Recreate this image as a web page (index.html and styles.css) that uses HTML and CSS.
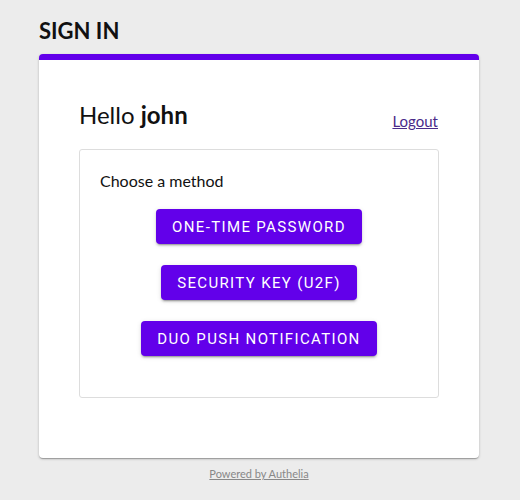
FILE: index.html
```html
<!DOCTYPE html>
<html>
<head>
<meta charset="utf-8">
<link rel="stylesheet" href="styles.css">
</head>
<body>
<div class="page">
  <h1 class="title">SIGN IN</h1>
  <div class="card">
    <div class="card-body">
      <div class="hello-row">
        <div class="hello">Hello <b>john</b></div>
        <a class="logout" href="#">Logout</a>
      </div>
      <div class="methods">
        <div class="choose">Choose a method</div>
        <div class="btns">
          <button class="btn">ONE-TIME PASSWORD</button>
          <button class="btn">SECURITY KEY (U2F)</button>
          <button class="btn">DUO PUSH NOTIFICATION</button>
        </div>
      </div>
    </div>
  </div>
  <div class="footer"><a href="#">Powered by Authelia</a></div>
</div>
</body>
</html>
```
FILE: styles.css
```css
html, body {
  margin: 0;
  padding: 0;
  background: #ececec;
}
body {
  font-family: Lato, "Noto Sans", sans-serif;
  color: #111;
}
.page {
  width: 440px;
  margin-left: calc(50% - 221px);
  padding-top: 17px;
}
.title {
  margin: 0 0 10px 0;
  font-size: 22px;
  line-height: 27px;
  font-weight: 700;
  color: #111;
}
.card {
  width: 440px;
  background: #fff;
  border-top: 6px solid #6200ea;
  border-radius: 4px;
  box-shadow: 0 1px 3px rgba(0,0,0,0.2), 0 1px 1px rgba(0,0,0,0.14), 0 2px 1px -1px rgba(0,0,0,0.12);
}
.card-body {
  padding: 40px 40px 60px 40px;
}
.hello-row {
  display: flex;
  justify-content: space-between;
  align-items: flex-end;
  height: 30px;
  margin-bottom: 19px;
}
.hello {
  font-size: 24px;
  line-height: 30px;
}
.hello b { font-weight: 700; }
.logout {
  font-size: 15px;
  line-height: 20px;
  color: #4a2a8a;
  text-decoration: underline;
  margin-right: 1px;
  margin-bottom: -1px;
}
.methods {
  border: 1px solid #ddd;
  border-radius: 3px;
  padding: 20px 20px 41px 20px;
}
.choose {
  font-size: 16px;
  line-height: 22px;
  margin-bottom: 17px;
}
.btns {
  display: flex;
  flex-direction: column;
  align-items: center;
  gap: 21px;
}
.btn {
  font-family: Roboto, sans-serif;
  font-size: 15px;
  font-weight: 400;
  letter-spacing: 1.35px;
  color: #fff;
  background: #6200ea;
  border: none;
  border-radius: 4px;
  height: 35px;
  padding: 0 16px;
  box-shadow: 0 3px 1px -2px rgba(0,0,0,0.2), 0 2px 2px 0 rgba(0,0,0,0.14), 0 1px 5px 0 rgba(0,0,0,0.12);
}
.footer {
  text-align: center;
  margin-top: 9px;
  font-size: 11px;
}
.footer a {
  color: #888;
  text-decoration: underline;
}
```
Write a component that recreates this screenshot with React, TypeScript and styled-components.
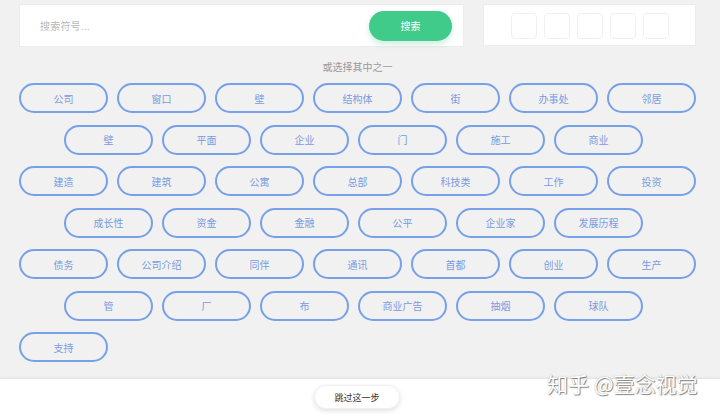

- _Given exercise_: Exclude the pictures and transcribe all of the entries exactly.

- _Response to the exercise_:
Recreate this image as a web page (index.html and styles.css) that uses HTML and CSS.
FILE: index.html
```html
<!DOCTYPE html>
<html>
<head>
<meta charset="utf-8">
<link rel="stylesheet" href="styles.css">
</head>
<body>
<div class="page">
  <h1 class="title">SIGN IN</h1>
  <div class="card">
    <div class="card-body">
      <div class="hello-row">
        <div class="hello">Hello <b>john</b></div>
        <a class="logout" href="#">Logout</a>
      </div>
      <div class="methods">
        <div class="choose">Choose a method</div>
        <div class="btns">
          <button class="btn">ONE-TIME PASSWORD</button>
          <button class="btn">SECURITY KEY (U2F)</button>
          <button class="btn">DUO PUSH NOTIFICATION</button>
        </div>
      </div>
    </div>
  </div>
  <div class="footer"><a href="#">Powered by Authelia</a></div>
</div>
</body>
</html>
```
FILE: styles.css
```css
html, body {
  margin: 0;
  padding: 0;
  background: #ececec;
}
body {
  font-family: Lato, "Noto Sans", sans-serif;
  color: #111;
}
.page {
  width: 440px;
  margin-left: calc(50% - 221px);
  padding-top: 17px;
}
.title {
  margin: 0 0 10px 0;
  font-size: 22px;
  line-height: 27px;
  font-weight: 700;
  color: #111;
}
.card {
  width: 440px;
  background: #fff;
  border-top: 6px solid #6200ea;
  border-radius: 4px;
  box-shadow: 0 1px 3px rgba(0,0,0,0.2), 0 1px 1px rgba(0,0,0,0.14), 0 2px 1px -1px rgba(0,0,0,0.12);
}
.card-body {
  padding: 40px 40px 60px 40px;
}
.hello-row {
  display: flex;
  justify-content: space-between;
  align-items: flex-end;
  height: 30px;
  margin-bottom: 19px;
}
.hello {
  font-size: 24px;
  line-height: 30px;
}
.hello b { font-weight: 700; }
.logout {
  font-size: 15px;
  line-height: 20px;
  color: #4a2a8a;
  text-decoration: underline;
  margin-right: 1px;
  margin-bottom: -1px;
}
.methods {
  border: 1px solid #ddd;
  border-radius: 3px;
  padding: 20px 20px 41px 20px;
}
.choose {
  font-size: 16px;
  line-height: 22px;
  margin-bottom: 17px;
}
.btns {
  display: flex;
  flex-direction: column;
  align-items: center;
  gap: 21px;
}
.btn {
  font-family: Roboto, sans-serif;
  font-size: 15px;
  font-weight: 400;
  letter-spacing: 1.35px;
  color: #fff;
  background: #6200ea;
  border: none;
  border-radius: 4px;
  height: 35px;
  padding: 0 16px;
  box-shadow: 0 3px 1px -2px rgba(0,0,0,0.2), 0 2px 2px 0 rgba(0,0,0,0.14), 0 1px 5px 0 rgba(0,0,0,0.12);
}
.footer {
  text-align: center;
  margin-top: 9px;
  font-size: 11px;
}
.footer a {
  color: #888;
  text-decoration: underline;
}
```
Write a component that recreates this screenshot with React, TypeScript and styled-components.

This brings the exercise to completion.